[Data listing]
## begin
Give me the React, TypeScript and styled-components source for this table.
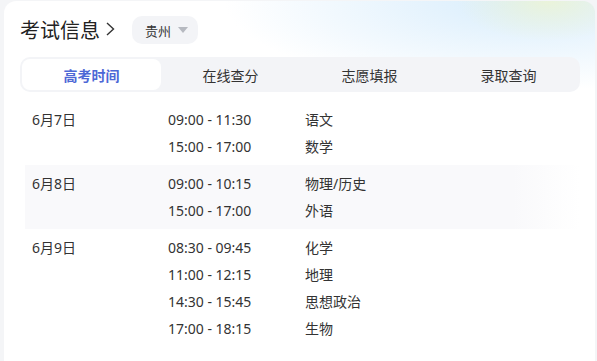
import { createGlobalStyle, styled } from "styled-components";

const schedule = [
  {
    date: "6月7日",
    items: [
      ["09:00 - 11:30", "语文"],
      ["15:00 - 17:00", "数学"],
    ],
  },
  {
    date: "6月8日",
    items: [
      ["09:00 - 10:15", "物理/历史"],
      ["15:00 - 17:00", "外语"],
    ],
  },
  {
    date: "6月9日",
    items: [
      ["08:30 - 09:45", "化学"],
      ["11:00 - 12:15", "地理"],
      ["14:30 - 15:45", "思想政治"],
      ["17:00 - 18:15", "生物"],
    ],
  },
];

const tabs = ["高考时间", "在线查分", "志愿填报", "录取查询"];

function App() {
  return (
    <>
      <GlobalStyle />
      <Card>
        <Header>
          <Title>
            考试信息
            <svg width="12" height="18" viewBox="0 0 12 18">
              <path d="M3 3 L9.5 9 L3 15" fill="none" stroke="#333" strokeWidth="1.4" />
            </svg>
          </Title>
          <Region>
            贵州
            <svg width="10" height="6" viewBox="0 0 10 6">
              <path d="M0 0 H10 L5 6 Z" fill="#b6b9c0" />
            </svg>
          </Region>
        </Header>

        <TabBar>
          {tabs.map((t, i) => (
            <Tab key={t} $active={i === 0}>
              {t}
            </Tab>
          ))}
        </TabBar>

        <Table>
          {schedule.map((day, i) => (
            <DayGroup key={day.date} $striped={i === 1}>
              <DateCell>{day.date}</DateCell>
              <Slots>
                {day.items.map(([time, subject]) => (
                  <Slot key={time + subject}>
                    <TimeCell>{time}</TimeCell>
                    <span>{subject}</span>
                  </Slot>
                ))}
              </Slots>
            </DayGroup>
          ))}
        </Table>
      </Card>
    </>
  );
}

const GlobalStyle = createGlobalStyle`
  body {
    margin: 0;
    overflow: hidden;
    background: #f4f5f7;
    font-family: "Noto Sans", "Noto Sans CJK SC", sans-serif;
    color: #333;
  }
`;

const Card = styled.div`
  margin: 1px 2px 0 4px;
  height: 380px;
  padding: 0 15px 0 16px;
  border-radius: 12px;
  background:
    radial-gradient(ellipse 90px 40px at 92% 0%, rgba(236, 244, 214, 0.9), transparent 100%),
    radial-gradient(ellipse 300px 90px at 88% 0%, rgba(214, 236, 252, 0.95), transparent 100%),
    #fff;
`;

const Header = styled.div`
  display: flex;
  align-items: center;
  height: 56px;
  gap: 16px;
`;

const Title = styled.h1`
  margin: 0;
  display: flex;
  align-items: center;
  gap: 4px;
  font-size: 20px;
  font-weight: 400;
  color: #222;
`;

const Region = styled.div`
  display: flex;
  align-items: center;
  gap: 7px;
  height: 28px;
  padding: 0 10px 0 13px;
  margin-top: 2px;
  border-radius: 10px;
  background: #f3f4f7;
  font-size: 13px;
  color: #333;
`;

const TabBar = styled.div`
  display: grid;
  grid-template-columns: repeat(4, 1fr);
  padding: 2px;
  border-radius: 10px;
  background: #f3f4f7;
`;

const Tab = styled.div<{ $active?: boolean }>`
  height: 31px;
  display: flex;
  align-items: center;
  justify-content: center;
  border-radius: 8px;
  font-size: 14px;
  font-weight: ${(p) => (p.$active ? 600 : 400)};
  color: ${(p) => (p.$active ? "#4d68d6" : "#333")};
  background: ${(p) => (p.$active ? "#fff" : "transparent")};
`;

const Table = styled.div`
  margin-top: 9px;
  margin-left: 5px;
  font-size: 14px;
`;

const DayGroup = styled.div<{ $striped?: boolean }>`
  display: flex;
  padding: 5px 0 5px 7px;
  background: ${(p) =>
    p.$striped
      ? "linear-gradient(to right, #f9f9fb 0%, #f9f9fb 88%, rgba(249, 249, 251, 0) 100%)"
      : "transparent"};
`;

const DateCell = styled.div`
  width: 136px;
  line-height: 27px;
`;

const Slots = styled.div`
  display: flex;
  flex-direction: column;
`;

const Slot = styled.div`
  display: flex;
  line-height: 27px;
`;

const TimeCell = styled.span`
  width: 137px;
`;

export default App;
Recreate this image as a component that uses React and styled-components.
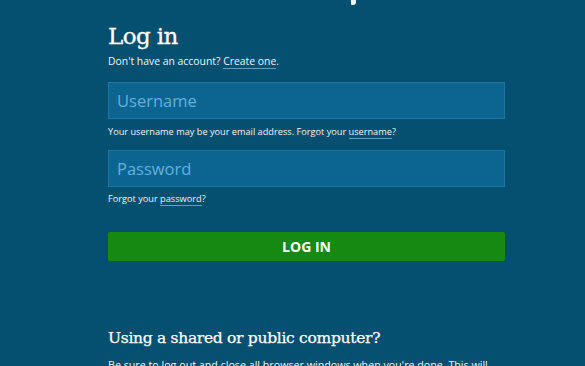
import React from 'react'
import styled, { createGlobalStyle } from 'styled-components'

const GlobalStyle = createGlobalStyle`
  html, body {
    margin: 0;
    padding: 0;
    background: #054f70;
    overflow: hidden;
  }
  body {
    font-family: "Open Sans", "Noto Sans", sans-serif;
    color: #eef5f8;
  }
`

const Page = styled.div`
  position: relative;
  width: 585px;
  height: 366px;
  background: #054f70;
  overflow: hidden;
`

const Column = styled.div`
  width: 397px;
  margin-left: 108px;
  padding-top: 20px;
  display: flex;
  flex-direction: column;
`

const Title = styled.h1`
  margin: 0;
  font-family: "DejaVu Serif", serif;
  font-weight: normal;
  font-size: 23px;
  line-height: 32px;
  color: #ffffff;
  letter-spacing: -0.6px;
  -webkit-text-stroke: 0.3px #ffffff;
`

const Note = styled.p`
  margin: ${(p) => p.$margin || '0'};
  font-size: ${(p) => p.$size || '9.2px'};
  line-height: 14px;
  color: #eef5f8;
`

const TextLink = styled.a`
  color: #eef5f8;
  text-decoration: none;
  border-bottom: 1px solid #5f9fc0;
`

const Input = styled.input`
  box-sizing: border-box;
  width: 100%;
  height: 37px;
  margin: ${(p) => p.$margin || '0'};
  padding: 0 8px;
  background: #0c6590;
  border: 1px solid #1b76a3;
  border-radius: 0;
  font-family: "Open Sans", sans-serif;
  font-size: 16.5px;
  color: #ffffff;
  outline: none;

  &::placeholder {
    color: #64b0dc;
  }
`

const SubmitButton = styled.button`
  width: 100%;
  height: 29px;
  margin-top: 26px;
  border: none;
  border-radius: 2px;
  background: #168a10;
  color: #ffffff;
  font-family: "Open Sans", sans-serif;
  font-weight: bold;
  font-size: 14px;
`

const SubHeading = styled.h2`
  margin: 66px 0 0;
  font-family: "DejaVu Serif", serif;
  font-weight: normal;
  font-size: 15.5px;
  line-height: 22px;
  color: #ffffff;
  letter-spacing: -0.3px;
  -webkit-text-stroke: 0.25px #ffffff;
`

const Blurb = styled.p`
  margin: 8px 0 0;
  font-size: 10.7px;
  line-height: 16px;
  color: #eef5f8;
`

const CursorMark = styled.div`
  position: absolute;
  left: 351px;
  top: 0;
  width: 5px;
  height: 5px;
  background: #ffffff;
  border-radius: 0 0 3px 1px;
`

export default function App() {
  return (
    <Page>
      <GlobalStyle />
      <CursorMark />
      <Column>
        <Title>Log in</Title>
        <Note $size="10.4px" $margin="2px 0 0">
          Don't have an account? <TextLink href="#">Create one</TextLink>.
        </Note>
        <Input placeholder="Username" $margin="14px 0 0" />
        <Note $margin="6px 0 0">
          Your username may be your email address. Forgot your{' '}
          <TextLink href="#">username</TextLink>?
        </Note>
        <Input type="password" placeholder="Password" $margin="11px 0 0" />
        <Note $margin="5px 0 0">
          Forgot your <TextLink href="#">password</TextLink>?
        </Note>
        <SubmitButton>LOG IN</SubmitButton>
        <SubHeading>Using a shared or public computer?</SubHeading>
        <Blurb>
          Be sure to log out and close all browser windows when you're done. This will
          help keep your account secure.
        </Blurb>
      </Column>
    </Page>
  )
}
## end
## What to work on
Make an exact copy of the listing above. Do not include the pictures.

## Answer below
Give me the React, TypeScript and styled-components source for this table.
import { createGlobalStyle, styled } from "styled-components";

const schedule = [
  {
    date: "6月7日",
    items: [
      ["09:00 - 11:30", "语文"],
      ["15:00 - 17:00", "数学"],
    ],
  },
  {
    date: "6月8日",
    items: [
      ["09:00 - 10:15", "物理/历史"],
      ["15:00 - 17:00", "外语"],
    ],
  },
  {
    date: "6月9日",
    items: [
      ["08:30 - 09:45", "化学"],
      ["11:00 - 12:15", "地理"],
      ["14:30 - 15:45", "思想政治"],
      ["17:00 - 18:15", "生物"],
    ],
  },
];

const tabs = ["高考时间", "在线查分", "志愿填报", "录取查询"];

function App() {
  return (
    <>
      <GlobalStyle />
      <Card>
        <Header>
          <Title>
            考试信息
            <svg width="12" height="18" viewBox="0 0 12 18">
              <path d="M3 3 L9.5 9 L3 15" fill="none" stroke="#333" strokeWidth="1.4" />
            </svg>
          </Title>
          <Region>
            贵州
            <svg width="10" height="6" viewBox="0 0 10 6">
              <path d="M0 0 H10 L5 6 Z" fill="#b6b9c0" />
            </svg>
          </Region>
        </Header>

        <TabBar>
          {tabs.map((t, i) => (
            <Tab key={t} $active={i === 0}>
              {t}
            </Tab>
          ))}
        </TabBar>

        <Table>
          {schedule.map((day, i) => (
            <DayGroup key={day.date} $striped={i === 1}>
              <DateCell>{day.date}</DateCell>
              <Slots>
                {day.items.map(([time, subject]) => (
                  <Slot key={time + subject}>
                    <TimeCell>{time}</TimeCell>
                    <span>{subject}</span>
                  </Slot>
                ))}
              </Slots>
            </DayGroup>
          ))}
        </Table>
      </Card>
    </>
  );
}

const GlobalStyle = createGlobalStyle`
  body {
    margin: 0;
    overflow: hidden;
    background: #f4f5f7;
    font-family: "Noto Sans", "Noto Sans CJK SC", sans-serif;
    color: #333;
  }
`;

const Card = styled.div`
  margin: 1px 2px 0 4px;
  height: 380px;
  padding: 0 15px 0 16px;
  border-radius: 12px;
  background:
    radial-gradient(ellipse 90px 40px at 92% 0%, rgba(236, 244, 214, 0.9), transparent 100%),
    radial-gradient(ellipse 300px 90px at 88% 0%, rgba(214, 236, 252, 0.95), transparent 100%),
    #fff;
`;

const Header = styled.div`
  display: flex;
  align-items: center;
  height: 56px;
  gap: 16px;
`;

const Title = styled.h1`
  margin: 0;
  display: flex;
  align-items: center;
  gap: 4px;
  font-size: 20px;
  font-weight: 400;
  color: #222;
`;

const Region = styled.div`
  display: flex;
  align-items: center;
  gap: 7px;
  height: 28px;
  padding: 0 10px 0 13px;
  margin-top: 2px;
  border-radius: 10px;
  background: #f3f4f7;
  font-size: 13px;
  color: #333;
`;

const TabBar = styled.div`
  display: grid;
  grid-template-columns: repeat(4, 1fr);
  padding: 2px;
  border-radius: 10px;
  background: #f3f4f7;
`;

const Tab = styled.div<{ $active?: boolean }>`
  height: 31px;
  display: flex;
  align-items: center;
  justify-content: center;
  border-radius: 8px;
  font-size: 14px;
  font-weight: ${(p) => (p.$active ? 600 : 400)};
  color: ${(p) => (p.$active ? "#4d68d6" : "#333")};
  background: ${(p) => (p.$active ? "#fff" : "transparent")};
`;

const Table = styled.div`
  margin-top: 9px;
  margin-left: 5px;
  font-size: 14px;
`;

const DayGroup = styled.div<{ $striped?: boolean }>`
  display: flex;
  padding: 5px 0 5px 7px;
  background: ${(p) =>
    p.$striped
      ? "linear-gradient(to right, #f9f9fb 0%, #f9f9fb 88%, rgba(249, 249, 251, 0) 100%)"
      : "transparent"};
`;

const DateCell = styled.div`
  width: 136px;
  line-height: 27px;
`;

const Slots = styled.div`
  display: flex;
  flex-direction: column;
`;

const Slot = styled.div`
  display: flex;
  line-height: 27px;
`;

const TimeCell = styled.span`
  width: 137px;
`;

export default App;
Recreate this image as a component that uses React and styled-components.
import React from 'react'
import styled, { createGlobalStyle } from 'styled-components'

const GlobalStyle = createGlobalStyle`
  html, body {
    margin: 0;
    padding: 0;
    background: #054f70;
    overflow: hidden;
  }
  body {
    font-family: "Open Sans", "Noto Sans", sans-serif;
    color: #eef5f8;
  }
`

const Page = styled.div`
  position: relative;
  width: 585px;
  height: 366px;
  background: #054f70;
  overflow: hidden;
`

const Column = styled.div`
  width: 397px;
  margin-left: 108px;
  padding-top: 20px;
  display: flex;
  flex-direction: column;
`

const Title = styled.h1`
  margin: 0;
  font-family: "DejaVu Serif", serif;
  font-weight: normal;
  font-size: 23px;
  line-height: 32px;
  color: #ffffff;
  letter-spacing: -0.6px;
  -webkit-text-stroke: 0.3px #ffffff;
`

const Note = styled.p`
  margin: ${(p) => p.$margin || '0'};
  font-size: ${(p) => p.$size || '9.2px'};
  line-height: 14px;
  color: #eef5f8;
`

const TextLink = styled.a`
  color: #eef5f8;
  text-decoration: none;
  border-bottom: 1px solid #5f9fc0;
`

const Input = styled.input`
  box-sizing: border-box;
  width: 100%;
  height: 37px;
  margin: ${(p) => p.$margin || '0'};
  padding: 0 8px;
  background: #0c6590;
  border: 1px solid #1b76a3;
  border-radius: 0;
  font-family: "Open Sans", sans-serif;
  font-size: 16.5px;
  color: #ffffff;
  outline: none;

  &::placeholder {
    color: #64b0dc;
  }
`

const SubmitButton = styled.button`
  width: 100%;
  height: 29px;
  margin-top: 26px;
  border: none;
  border-radius: 2px;
  background: #168a10;
  color: #ffffff;
  font-family: "Open Sans", sans-serif;
  font-weight: bold;
  font-size: 14px;
`

const SubHeading = styled.h2`
  margin: 66px 0 0;
  font-family: "DejaVu Serif", serif;
  font-weight: normal;
  font-size: 15.5px;
  line-height: 22px;
  color: #ffffff;
  letter-spacing: -0.3px;
  -webkit-text-stroke: 0.25px #ffffff;
`

const Blurb = styled.p`
  margin: 8px 0 0;
  font-size: 10.7px;
  line-height: 16px;
  color: #eef5f8;
`

const CursorMark = styled.div`
  position: absolute;
  left: 351px;
  top: 0;
  width: 5px;
  height: 5px;
  background: #ffffff;
  border-radius: 0 0 3px 1px;
`

export default function App() {
  return (
    <Page>
      <GlobalStyle />
      <CursorMark />
      <Column>
        <Title>Log in</Title>
        <Note $size="10.4px" $margin="2px 0 0">
          Don't have an account? <TextLink href="#">Create one</TextLink>.
        </Note>
        <Input placeholder="Username" $margin="14px 0 0" />
        <Note $margin="6px 0 0">
          Your username may be your email address. Forgot your{' '}
          <TextLink href="#">username</TextLink>?
        </Note>
        <Input type="password" placeholder="Password" $margin="11px 0 0" />
        <Note $margin="5px 0 0">
          Forgot your <TextLink href="#">password</TextLink>?
        </Note>
        <SubmitButton>LOG IN</SubmitButton>
        <SubHeading>Using a shared or public computer?</SubHeading>
        <Blurb>
          Be sure to log out and close all browser windows when you're done. This will
          help keep your account secure.
        </Blurb>
      </Column>
    </Page>
  )
}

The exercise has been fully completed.